Tangerine juice adds an intriguing note to the velvety sauce. Look for the largest possible tangerines to make squeezing easier.
Recipe information
Yield
Makes 8 servings
Ingredients
1 1/4 cups fresh tangerine juice
3 tablespoons pure maple syrup
2 tablespoons (1/4 stick) butter
1 teaspoon fresh lemon juice
1/2 teaspoon grated tangerine peel
2 1/2 pounds large carrots (about 12), peeled, cut on diagonal into 1/2-inch-thick ovals (about 6 cups)
Pinch of cayenne pepper
1/2 large tangerine, seeded
Chopped fresh parsley
Preparation
Step 1
Combine first 5 ingredients in heavy large skillet over medium-high heat. Boil until sauce thickens and coats spoon thickly and is reduced to 2/3 cup, whisking occasionally, about 8 minutes.
Step 2
Steam carrots until just crisp-tender, about 7 minutes.
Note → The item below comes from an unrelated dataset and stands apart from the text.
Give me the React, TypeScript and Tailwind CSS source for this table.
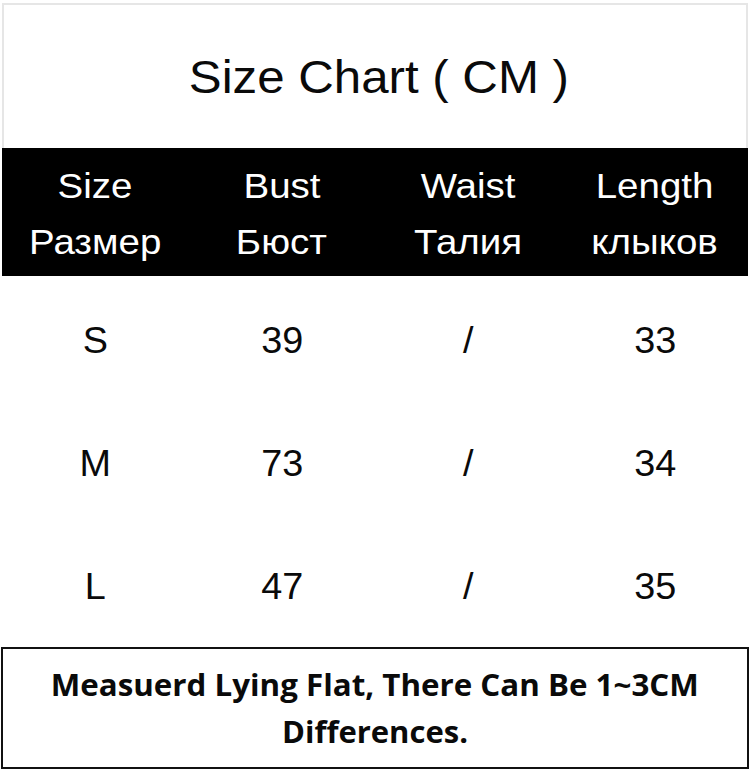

Mix carrots and cayenne pepper into sauce. (Can be made 1 day ahead. Cover and chill.)
Step 3
Simmer carrots in sauce over medium heat until heated through and sauce reduces to thick glaze, stirring occasionally, about 5 minutes. Season with salt and pepper. Transfer to bowl. Squeeze juice from tangerine half over. Sprinkle with chopped parsley.